Offen bleibt, ob auch ein zeitlicher Aufschub („Grace Period“) einzelner Verpflichtungen vorgesehen wird – ein Schritt, den insbesondere Deutschland seit längerem fordert, da technische Standards und Prüfmechanismen bislang unvollständig sind.
Die Kommission sieht sich damit auch wachsender Kritik ausgesetzt: Viele Unternehmen beklagen den hohen Aufwand, der aus einer Vielzahl überlappender Melde-, Dokumentations- und Transparenzpflichten resultiert. Der Digital Omnibus soll hier Abhilfe schaffen – etwa durch eine bessere Verzahnung mit Datenschutzrecht und Cybersicherheitsvorgaben.
Das "Digital Omnibus"-Paket wird am 19. November 2025 erwartet.
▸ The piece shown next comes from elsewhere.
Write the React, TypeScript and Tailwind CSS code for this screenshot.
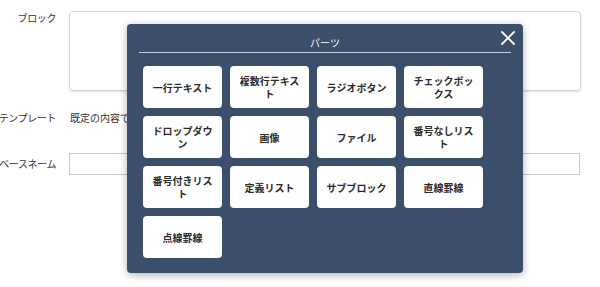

Mit diesem und der begleitenden KI-Reform versucht die Kommission, einen Spagat zwischen Vereinfachung und Regulierungskontinuität zu schaffen. Sollte das Vorhaben gelingen, könnten Unternehmen künftig mit einem kohärenteren und praxistauglicheren Digitalrechtsrahmen arbeiten. Aktuell befindet sich der Ansatz noch im Entwurfsstadium: Für Unternehmen bedeutet das: Der mögliche zukünftige Anpassungsbedarf ist klar ersichtlich – auch wenn viele Detailregelungen noch in Diskussion sind. Unternehmen sollten in den kommenden Monaten die Entwicklungen des Omnibus genau verfolgen. Die kommenden Monate werden entscheidend.